By Glenn Harlan Reynolds - July 2, 2003 12:00 AM

Science fiction writers have written about mind uploading for years. Somehow (the actual process is generally left a bit vague in the stories, though the technology seems to be developing), you copy your mind from the organic computer that is your brain into a digital computer that's easier to program. The results may even sound appealing, as in Greg Egan's Permutation City, one of the best mind-uploading stories I've read. Digital reality: If you want it, you can think it, and it can happen -- a dream of virtual heaven, perhaps. No pain, no hurt, we'll go dreaming. . . . (Maybe even with a virtual Kirsty Hawkshaw thrown in? We can, er, dream. . . .)

But perhaps we should take a pointer from Milton, who wrote: "The mind is its own place, and in itself, can make heaven of Hell, and a hell of Heaven." Or, rather, perhaps we should ask, what if the mind isn't its own place anymore?

Larry Lessig has written that whoever controls the code, controls the Internet. But that's small potatoes compared to controlling the code in more advanced virtual universes. If you upload your mind into a computer, you'll have complete control over what happens -- if, and only if, the software that's running that copy of you allows it. Otherwise it's the people in charge who'll be deciding whether you're in Heaven or Hell. (And if the RIAA is in charge, you'll be literally unable to conceive of the idea of copying music, or perhaps suffer fire and brimstone if you do.)

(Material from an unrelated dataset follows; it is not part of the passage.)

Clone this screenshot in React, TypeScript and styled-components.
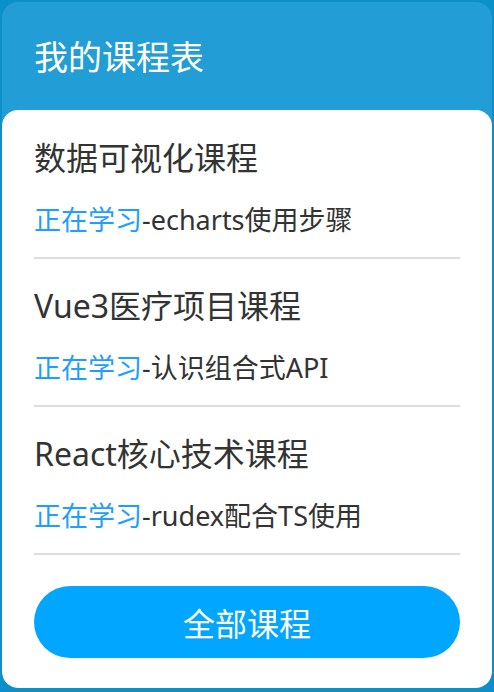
import React from "react";
import styled, { createGlobalStyle } from "styled-components";

const Global = createGlobalStyle`
  html, body {
    margin: 0;
    padding: 0;
    background: #0b91c8;
  }
  body {
    font-family: "Noto Sans", "Noto Sans CJK SC", sans-serif;
  }
  * { box-sizing: border-box; }
`;

const Page = styled.div`
  padding: 2px 2px 3px 2px;
  width: 494px;
`;

const Card = styled.div`
  width: 490px;
  background: #229dd6;
  border-radius: 16px;
  overflow: hidden;
  display: flex;
  flex-direction: column;
`;

const Header = styled.h1`
  margin: 0;
  height: 108px;
  display: flex;
  align-items: center;
  padding: 0 32px 2px;
  color: #ffffff;
  font-size: 34px;
  font-weight: 400;
`;

const Body = styled.div`
  background: #ffffff;
  border-radius: 16px;
  padding: 1px 32px 30px;
  display: flex;
  flex-direction: column;
`;

const Item = styled.div`
  padding: 27px 0 17px;
  border-bottom: 2px solid #dddddd;
  display: flex;
  flex-direction: column;
`;

const Title = styled.div`
  font-size: 32px;
  line-height: 40px;
  color: #333333;
  margin-bottom: 22px;
`;

const Sub = styled.div`
  font-size: 27px;
  line-height: 40px;
  color: #333333;
`;

const Status = styled.span`
  color: #1e9fff;
`;

const Button = styled.button`
  margin-top: 31px;
  height: 72px;
  border: none;
  border-radius: 36px;
  background: #00a6ff;
  color: #ffffff;
  font-family: inherit;
  font-size: 32px;
  padding: 0;
  display: flex;
  align-items: center;
  justify-content: center;
`;

const courses = [
  { title: "数据可视化课程", lesson: "echarts使用步骤" },
  { title: "Vue3医疗项目课程", lesson: "认识组合式API" },
  { title: "React核心技术课程", lesson: "rudex配合TS使用" },
];

export default function App() {
  return (
    <>
      <Global />
      <Page>
        <Card>
          <Header>我的课程表</Header>
          <Body>
            {courses.map((c) => (
              <Item key={c.title}>
                <Title>{c.title}</Title>
                <Sub>
                  <Status>正在学习</Status>-{c.lesson}
                </Sub>
              </Item>
            ))}
            <Button>全部课程</Button>
          </Body>
        </Card>
      </Page>
    </>
  );
}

This already shows up, to a degree, in role-playing games online. As Dan Hunter and Gregory Lastowka note in the latest issue of Legal Affairs, online games are already generating legal disputes. Not so much offline disputes -- though there are those, too -- as disputes about the laws that should operate in the virtual worlds. Can you "kill" or "torture" another character? Behavior that is sufficiently offensive can be stopped cold:

Unlike the real world, of course, virtual worlds are representational creations constructed of human-written code that designers can manipulate with uncommon precision. For example, in 'There' some users delighted in driving their dune buggies into groups of chatting avatars, scattering them like tenpins. Designers added a "forcefield" option to each user interface. With your forcefield turned on, the disruptive dune-buggy-driving "bowler" just bounces off you.


That sounds benign enough. But of course, "There" is a game, and the user's brain -- though it may at times seem otherwise (some online games feature an "alarm clock" to remind users to return to the real world) -- is under his or her own control. With mind uploading, that control would be surrendered, of necessity. That might not be so bad -- though online game designers wield enormous power, the commercial nature of such enterprises causes them to care a lot about making users happy, and unhappy users can always go elsewhere. So if you upload your mind into an artificial world of that type, the constraints might be tolerable. But in the non-commercial setting, mind uploading could be an instrument of torture (could you put someone in a virtual Hell, then return them to their body so that they would remember the experience, suffering psychological, but not physical, scars? The penological implications are troubling, to say the least).

We're quite a long way from mind uploading at the moment, of course. But people at NASA and elsewhere, are already thinking about some of these issues. A Code of Ethics for mind uploading? Yep. And I certainly wouldn't upload my mind unless the system in question was certified by somebody I trusted completely.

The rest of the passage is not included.